Evidentemente, o fenômeno da exteriorização de arquétipos, consoante nos propõe Jung, pode estender-se espontaneamente para o campo da matéria, quando então manifestações ímpares como um poltergeist podem ocorrer, em função de um estado psicológico suficientemente forte, capaz de romper as barreiras convencionais do continuum espaço-tempo. Haja vista que o poltergeist, via de regra se traduz por elementos arquetípicos arcaicos e universais, materializando-se sob formas as mais próximas dos padrões instintivos primordiais, como é o caso do fogo, da água, da chuva de pedras, de ruídos assustadores (a lembrar os trovões, raios e tempestades que nos atemorizavam na pré-história) etc…
Ouso dizer, como extensão aos conceitos de Jung, que entre matéria e psiquismo não há sequer diferença; ambas essas entidades são aspectos distintos de uma mesma natureza, essencialmente psico-energética. A física quântica cada vez mais aceita a paradoxal complexidade dos fenômenos naturais; atesta-nos isso quando se descobre incapaz, por exemplo, de determinar a velocidade e a posição de um mesmo elétron em sua órbita, visto que o universo subatômico se mostra imponderável e não permite que ambas as medidas sejam tomadas ao mesmo tempo. É preciso, pois, no mínimo uma complementaridade de olhares para a apreensão de certos aspectos e eventos que desafiam a lógica cartesiana, e o poltergeist, guardadas suas características mais insólitas, pede um modelo de entendimento que leve em conta não somente fenômenos psicológicos próprios de um universo transpessoal, que somente agora começam a ser mais seriamente explorados pelas pesquisas da consciência, bem como a ampla aceitação da absoluta relatividade das verdades no campo físico dos fenômenos.

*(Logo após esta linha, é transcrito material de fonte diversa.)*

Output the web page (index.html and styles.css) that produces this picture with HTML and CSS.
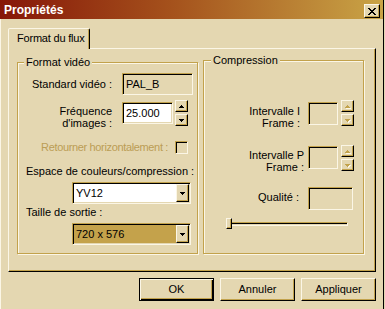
FILE: index.html
```html
<!DOCTYPE html>
<html lang="fr">
<head>
    <meta charset="UTF-8">
    <title>Propriétés</title>
    <link rel="stylesheet" href="styles.css">
</head>
<body>
    <div class="window">
        <div class="titlebar">
            <span class="title">Propriétés</span>
            <button class="close" aria-label="Fermer">
                <svg width="8" height="7" viewBox="0 0 8 7"><path d="M0 0h2v1h1v1h2V1h1V0h2v1H7v1H6v1H5v1h1v1h1v1h1v1H6V6H5V5H3v1H2v1H0V6h1V5h1V4h1V3H2V2H1V1H0z"/></svg>
            </button>
        </div>

        <div class="content">
            <div class="tabs">
                <div class="tab">Format du flux</div>
            </div>

            <div class="panel">
                <div class="group video">
                    <span class="legend">Format vidéo</span>

                    <div class="row row-std">
                        <span class="label lbl-std">Standard vidéo :</span>
                        <span class="sunken field-std">PAL_B</span>
                    </div>

                    <div class="row row-fps">
                        <span class="label lbl-fps">Fréquence<br>d'images :</span>
                        <span class="sunken field-fps">25.000</span>
                        <div class="spin">
                            <span class="raised spin-btn"><svg width="5" height="3"><path d="M2 0h1v1h1v1h1v1H0V2h1V1h1z"/></svg></span>
                            <span class="raised spin-btn"><svg width="5" height="3"><path d="M0 0h5v1H4v1H3v1H2V2H1V1H0z"/></svg></span>
                        </div>
                    </div>

                    <div class="row row-flip">
                        <span class="label lbl-flip">Retourner horizontalement :</span>
                        <span class="sunken check"></span>
                    </div>

                    <div class="label lbl-space">Espace de couleurs/compression :</div>
                    <div class="sunken combo combo-space">
                        <span class="combo-text">YV12</span>
                        <span class="raised combo-btn"><svg width="5" height="3"><path d="M0 0h5v1H4v1H3v1H2V2H1V1H0z"/></svg></span>
                    </div>

                    <div class="label lbl-size">Taille de sortie :</div>
                    <div class="sunken combo combo-size">
                        <span class="combo-text">720 x 576</span>
                        <span class="raised combo-btn"><svg width="5" height="3"><path d="M0 0h5v1H4v1H3v1H2V2H1V1H0z"/></svg></span>
                    </div>
                </div>

                <div class="group compression">
                    <span class="legend">Compression</span>

                    <div class="row row-iframe">
                        <span class="label lbl-iframe">Intervalle I<br>Frame :</span>
                        <span class="sunken field-small"></span>
                        <div class="spin disabled">
                            <span class="raised spin-btn"><svg width="5" height="3"><path d="M2 0h1v1h1v1h1v1H0V2h1V1h1z"/></svg></span>
                            <span class="raised spin-btn"><svg width="5" height="3"><path d="M0 0h5v1H4v1H3v1H2V2H1V1H0z"/></svg></span>
                        </div>
                    </div>

                    <div class="row row-pframe">
                        <span class="label lbl-pframe">Intervalle P<br>Frame :</span>
                        <span class="sunken field-small"></span>
                        <div class="spin disabled">
                            <span class="raised spin-btn"><svg width="5" height="3"><path d="M2 0h1v1h1v1h1v1H0V2h1V1h1z"/></svg></span>
                            <span class="raised spin-btn"><svg width="5" height="3"><path d="M0 0h5v1H4v1H3v1H2V2H1V1H0z"/></svg></span>
                        </div>
                    </div>

                    <div class="row row-quality">
                        <span class="label lbl-quality">Qualité :</span>
                        <span class="sunken field-quality"></span>
                    </div>

                    <div class="slider">
                        <span class="track"></span>
                        <span class="raised thumb"></span>
                    </div>
                </div>
            </div>

            <div class="actions">
                <button class="btn default">OK</button>
                <button class="btn">Annuler</button>
                <button class="btn">Appliquer</button>
            </div>
        </div>
    </div>
</body>
</html>
```

FILE: styles.css
```css
body {
    margin: 0;
    background: #e4d7b1;
    font-family: "Liberation Sans", Arial, sans-serif;
    font-size: 11px;
    line-height: 13px;
    color: #000;
}
.window {
    width: 384px;
    height: 309px;
    box-sizing: border-box;
    border-right: 1px solid #000;
    display: flex;
    flex-direction: column;
}

/* title bar */
.titlebar {
    height: 19px;
    flex: none;
    display: flex;
    align-items: flex-start;
    justify-content: space-between;
    background: linear-gradient(to right, #861608, #a5521c 45%, #c9a446);
    color: #fff;
}
.title {
    font-weight: bold;
    font-size: 12px;
    line-height: 17px;
    padding: 2px 0 0 4px;
}
.close {
    width: 16px;
    height: 14px;
    margin: 4px 3px 0 0;
    padding: 0;
    box-sizing: border-box;
    background: #e4d7b1;
    border: 1px solid;
    border-color: #fbf6e6 #000 #000 #fbf6e6;
    box-shadow: inset -1px -1px #c2a24c;
    display: flex;
    align-items: center;
    justify-content: center;
}

/* 3D borders */
.raised {
    box-sizing: border-box;
    background: #e4d7b1;
    border: 1px solid;
    border-color: #fbf6e6 #000 #000 #fbf6e6;
    box-shadow: inset -1px -1px #c2a24c;
}
.sunken {
    box-sizing: border-box;
    border: 1px solid;
    border-color: #c2a24c #fbf6e6 #fbf6e6 #c2a24c;
    box-shadow: inset 1px 1px #000, inset -1px -1px #e4d7b1;
}

.content {
    flex: 1;
    border-left: 1px solid #fbf6e6;
    padding: 9px 7px 0 7px;
}

/* tab control */
.tabs {
    display: flex;
    height: 20px;
}
.tab {
    width: 82px;
    height: 21px;
    box-sizing: border-box;
    padding: 3px 0 0 8px;
    letter-spacing: -0.2px;
    background: #e4d7b1;
    border: 1px solid;
    border-bottom: none;
    border-color: #fbf6e6 #000 transparent #fbf6e6;
    border-radius: 2px 2px 0 0;
    box-shadow: inset -1px 0 #c2a24c;
    position: relative;
    z-index: 1;
}
.panel {
    width: 368px;
    height: 224px;
    box-sizing: border-box;
    padding-left: 8px;
    border: 1px solid;
    border-color: #fbf6e6 #000 #000 #fbf6e6;
    box-shadow: inset -1px -1px #c2a24c;
    display: flex;
    align-items: flex-start;
    gap: 5px;
}

/* group boxes */
.group {
    box-sizing: border-box;
    border: 1px solid #c2a24c;
    box-shadow: inset 1px 1px #fbf6e6, 1px 1px #fbf6e6;
}
.video {
    width: 181px;
    height: 192px;
    margin-top: 13px;
}
.compression {
    width: 161px;
    height: 194px;
    margin-top: 11px;
}
.legend {
    display: block;
    width: fit-content;
    margin: -7px 0 0 6px;
    padding: 0 2px;
    background: #e4d7b1;
}
.compression .legend {
    margin-left: 7px;
}

.row {
    display: flex;
    align-items: flex-start;
}
.label {
    white-space: nowrap;
}

/* format video */
.row-std {
    margin-top: 4px;
}
.lbl-std {
    width: 94px;
    text-align: right;
    line-height: 22px;
}
.field-std {
    width: 71px;
    height: 22px;
    margin-left: 10px;
    padding: 0 3px;
    line-height: 20px;
}
.row-fps {
    margin-top: 5px;
}
.lbl-fps {
    width: 94px;
    margin-top: 5px;
    text-align: right;
    line-height: 12px;
}
.field-fps {
    width: 51px;
    height: 22px;
    margin: 2px 0 0 10px;
    padding: 0 3px;
    line-height: 20px;
    background: #fff;
}
.spin {
    display: flex;
    flex-direction: column;
    gap: 2px;
    margin-left: 2px;
}
.row-iframe .spin,
.row-pframe .spin {
    margin-left: 3px;
}
.spin-btn {
    width: 13px;
    height: 12px;
    display: flex;
    align-items: center;
    justify-content: center;
}
.spin.disabled svg {
    fill: #c2a24c;
    filter: drop-shadow(1px 1px 0 #fbf6e6);
}
.row-flip {
    margin-top: 12px;
}
.lbl-flip {
    width: 150px;
    text-align: right;
    letter-spacing: -0.35px;
    color: #bb9d55;
}
.check {
    width: 13px;
    height: 13px;
    margin-left: 7px;
}
.lbl-space {
    margin: 11px 0 0 8px;
}
.lbl-size {
    margin: 2px 0 0 8px;
}
.combo {
    display: flex;
    width: 119px;
    height: 22px;
    margin: 4px 0 0 54px;
    padding: 1px;
    background: #fff;
}
.combo-size {
    background: #c4a24b;
}
.combo-text {
    flex: 1;
    padding-left: 2px;
    line-height: 18px;
}
.combo-btn {
    width: 13px;
    height: 18px;
    display: flex;
    align-items: center;
    justify-content: center;
}

/* compression */
.row-iframe {
    margin-top: 33px;
}
.lbl-iframe {
    width: 96px;
    margin-top: 5px;
    text-align: right;
    line-height: 12px;
}
.field-small {
    width: 30px;
    height: 23px;
    margin: 2px 0 0 8px;
}
.row-pframe {
    margin-top: 16px;
}
.lbl-pframe {
    width: 100px;
    margin-top: 4px;
    text-align: right;
    line-height: 12px;
}
.row-pframe .field-small {
    margin: 1px 0 0 4px;
}
.row-quality {
    margin-top: 14px;
}
.lbl-quality {
    width: 95px;
    margin-top: 4px;
    text-align: right;
}
.field-quality {
    width: 45px;
    height: 23px;
    margin-left: 9px;
}
.slider {
    display: grid;
    width: 122px;
    height: 11px;
    margin: 8px 0 0 22px;
}
.track {
    grid-area: 1 / 1;
    align-self: center;
    height: 4px;
    box-sizing: border-box;
    border: 1px solid;
    border-color: #c2a24c #fbf6e6 #fbf6e6 #c2a24c;
    box-shadow: inset 1px 1px #000;
}
.thumb {
    grid-area: 1 / 1;
    justify-self: start;
    width: 6px;
    height: 11px;
}

/* dialog buttons */
.actions {
    display: flex;
    justify-content: flex-end;
    gap: 6px;
    margin-top: 6px;
}
.btn {
    width: 75px;
    height: 23px;
    padding: 0;
    box-sizing: border-box;
    font: inherit;
    color: #000;
    background: #e4d7b1;
    border: 1px solid;
    border-color: #fbf6e6 #000 #000 #fbf6e6;
    box-shadow: inset -1px -1px #c2a24c;
}
.btn.default {
    border-color: #000;
    box-shadow: inset 1px 1px #fbf6e6, inset -1px -1px #000, inset -2px -2px #c2a24c;
}
```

Tanto melhor que seja assim, parece mesmo que nosso destino é o de sempre deixarmos escapar as últimas verdades com a mesma impertinência que seria desejar reter água para sempre em nossas mãos. E isto porque toda verdade humana nada mais é do que a penúltima verdade; assim como se mostram mais instigantes as sinfonias inacabadas, que nos põem diante da música da vida com a certeza de uma escuta aberta que nunca irá saber qual é nem onde está o fim de tudo. Fim este que, convenhamos, talvez nem mesmo exista!
obs: as fotos apresentadas junto ao texto, consideradas autênticas, dizem respeito a diferentes casos clássicos de Poltergeist pesquisados pela P.A. e/ou pela S.P.R. de Londres; não têm a ver, portanto, com o caso por mim pesquisado, ocorrido na capital de São Paulo, em 1985.